ENSAIO/OPINIÃO
Colina abaixo, colina acima...
assim vai a arquitectura da cultura alternativa lisboeta
PhD (École Polytechnique Fédérale de Lausanne), Arquitecta (IST) e Investigadora associada do laboratório de sociologia urbana (Lasur, EPFL)
Um processo de esteticização associado a espaços culturais “alternativos” localizados na zona central de Lisboa tem-se vindo a observar nesta última década. Propondo novas utilizações a estruturas pré-existentes, estes projectos actuam através de transformações espaciais específicas e de um modo geral pontuais nos edifícios ocupados, tendo por vezes também um considerável impacto na alteração de usos do espaço urbano envolvente.
A mudança de funções de um edifício é, historicamente, uma das acções espaciais mais frequentes. Velhas estruturas abandonadas ou obsoletas, acolhem frequentemente novos usos adaptados aos novos tempos. O factor económico é sem dúvida um dos principais motores deste tipo de mudanças, vendo-se hoje um investimento sem precedentes na área do turismo, e é nesse contexto que o centro de Lisboa sofre um intenso processo de turistificação a que ninguém é alheio.
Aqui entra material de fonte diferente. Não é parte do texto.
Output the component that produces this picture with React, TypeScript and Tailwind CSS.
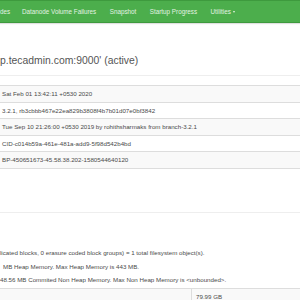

Contudo, a cidade já viveu outro processo comparável em décadas anteriores, ligado à terciarização, em que, por exemplo, muitos edifícios de habitação deram lugar a escritórios e cafés foram transformados em bancos. Foi um momento em que a Área Metropolitana de Lisboa cresceu e grande parte da população lisboeta passou a viver na periferia da cidade.
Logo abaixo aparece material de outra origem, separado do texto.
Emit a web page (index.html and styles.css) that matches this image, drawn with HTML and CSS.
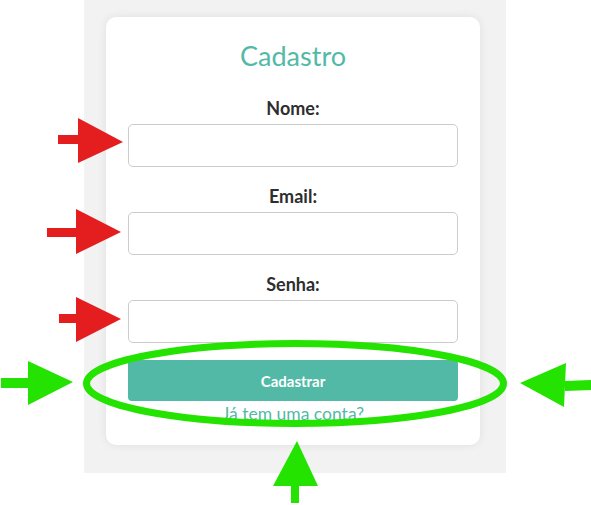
FILE: index.html
```html
<!DOCTYPE html>
<html lang="pt-BR">
<head>
<meta charset="utf-8">
<title>Cadastro</title>
<link rel="stylesheet" href="styles.css">
</head>
<body>
<main class="stage">
  <form class="card">
    <h1 class="title">Cadastro</h1>
    <div class="field">
      <label class="label" for="nome">Nome:</label>
      <input class="input" id="nome" type="text">
    </div>
    <div class="field">
      <label class="label" for="email">Email:</label>
      <input class="input" id="email" type="email">
    </div>
    <div class="field">
      <label class="label" for="senha">Senha:</label>
      <input class="input" id="senha" type="password">
    </div>
    <button class="button" type="button">Cadastrar</button>
    <a class="link" href="#">Já tem uma conta?</a>
  </form>
</main>
<svg class="annotations" width="591" height="505" viewBox="0 0 591 505" aria-hidden="true">
  <g fill="#e41d1f">
    <rect x="58" y="135" width="21" height="9"/>
    <polygon points="78,118 123,142 78,163"/>
    <rect x="47" y="228" width="30" height="9"/>
    <polygon points="76,209 121,232 76,254"/>
    <rect x="59" y="314" width="18" height="9"/>
    <polygon points="76,297 121,319 76,342"/>
  </g>
  <g fill="#24e300">
    <rect x="1" y="378" width="28" height="10"/>
    <polygon points="28,361 73,382 28,405"/>
    <polygon points="565,381 591,380 591,390 565,391"/>
    <polygon points="566,363 520,383 564,407"/>
    <rect x="291" y="485" width="8" height="18"/>
    <polygon points="297,441 273,486 318,486"/>
  </g>
  <ellipse cx="295" cy="383.5" rx="208.5" ry="40" fill="none" stroke="#24e300" stroke-width="7"/>
</svg>
</body>
</html>
```

FILE: styles.css
```css
html, body {
  margin: 0;
  padding: 0;
  background: #ffffff;
}

body {
  position: relative;
  width: 591px;
  height: 505px;
  overflow: hidden;
  font-family: "Lato", "Open Sans", sans-serif;
  color: #333333;
}

.stage {
  width: 422px;
  margin: 0 0 0 84px;
  background: #f2f2f2;
  padding: 17px 26px 28px 22px;
  box-sizing: border-box;
}

.card {
  background: #ffffff;
  border-radius: 10px;
  box-shadow: 0 0 10px rgba(0, 0, 0, 0.08);
  padding: 23px 22px 21px;
  display: flex;
  flex-direction: column;
  align-items: stretch;
}

.title {
  margin: 0 0 26px;
  font-size: 27px;
  line-height: 32px;
  font-weight: 400;
  color: #53b9a7;
  text-align: center;
}

.field {
  display: flex;
  flex-direction: column;
  margin-bottom: 19px;
}

.field:last-of-type {
  margin-bottom: 17px;
}

.label {
  font-size: 18px;
  line-height: 20px;
  font-weight: 700;
  color: #2e2e2e;
  text-align: center;
  margin-bottom: 6px;
}

.input {
  height: 43px;
  box-sizing: border-box;
  border: 1px solid #cccccc;
  border-radius: 5px;
  background: #ffffff;
  margin: 0;
  padding: 0 10px;
  font: inherit;
}

.button {
  height: 41px;
  border: 0;
  border-radius: 4px;
  background: #53b9a7;
  color: #ffffff;
  font-family: inherit;
  font-size: 15px;
  font-weight: 700;
  margin: 0;
}

.link {
  display: block;
  margin-top: 3px;
  text-align: center;
  font-size: 17.5px;
  line-height: 20px;
  color: #53b9a7;
  text-decoration: none;
}

.annotations {
  position: absolute;
  left: 0;
  top: 0;
  pointer-events: none;
}
```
Esse investimento no turismo, assumido como importante fonte de receita económica de um país em crise, requer transformações espaciais e arquitectónicas para receber o visitante estrangeiro. Ávido de cultura local tradicional – seja o monumento histórico, a imagem de Fernando Pessoa, o pastel de nata ou uma gastronomia em que avulta a sardinha –, a satisfação do turista requer a produção industrial em massa das correspondentes imagens. Estas passam a funcionar como símbolos do paradoxal espírito glocal (global + local), resultando assim na banalização do conteúdo desses “objectos típicos”.
A essa tendência da moda no presente momento terá sucedido a aplicação prática, ao nível de políticas urbanas, da ideia da “cidade criativa” (Florida, 2002; Landry, 1995, 2006), que sugere que a promoção das artes e da cultura é fundamental para a economia e para as dinâmicas sociais e territoriais da cidade.
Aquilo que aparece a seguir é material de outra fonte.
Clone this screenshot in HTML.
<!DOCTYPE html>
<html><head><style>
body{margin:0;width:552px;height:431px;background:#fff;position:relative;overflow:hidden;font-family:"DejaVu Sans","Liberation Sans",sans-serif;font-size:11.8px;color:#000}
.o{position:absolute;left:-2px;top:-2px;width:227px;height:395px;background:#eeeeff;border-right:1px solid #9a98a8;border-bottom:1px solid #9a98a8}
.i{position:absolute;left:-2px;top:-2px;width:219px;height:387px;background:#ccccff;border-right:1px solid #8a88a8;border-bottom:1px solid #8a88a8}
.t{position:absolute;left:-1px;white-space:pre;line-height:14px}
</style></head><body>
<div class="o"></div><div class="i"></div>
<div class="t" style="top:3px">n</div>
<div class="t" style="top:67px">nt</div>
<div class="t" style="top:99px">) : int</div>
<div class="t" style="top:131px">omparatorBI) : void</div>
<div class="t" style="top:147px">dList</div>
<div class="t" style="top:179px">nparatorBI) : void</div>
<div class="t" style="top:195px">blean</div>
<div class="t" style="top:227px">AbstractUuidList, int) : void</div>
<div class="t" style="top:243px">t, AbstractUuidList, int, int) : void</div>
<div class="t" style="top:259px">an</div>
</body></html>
O valor dado à imagem tem vindo a aumentar exponencialmente e o seu impacto na arquitectura também ganhou importância. Após um longo período de progresso económico em que tantas star-architectures foram criadas e construídas, tantos edifícios arrasados e substituídos por novos, projectos urbanos megalómanos desenhados e em larga escala realizados, chegou a fase de jogar com uma situação económica menos favorável, adaptando assim a produção arquitectónica aos meios disponíveis. A “Re-Arquitectura” – da Reutilização, Reabilitação, Renovação, Reciclagem e Revitalização de edifícios, termo em parte definido pelo arquitecto Sherban Cantacuzino (Re-Architecture: Old Building /New Uses, New York: Abbeville Press, 1989) – ganhou adeptos, passando a estar no centro das atenções de tantos arquitectos e mesmo de clientes. Incentivada originalmente por preocupações de carácter ecológico ou de justiça social, esta é também uma arquitectura de Resistência (quando não desviada por interesses lucrativos).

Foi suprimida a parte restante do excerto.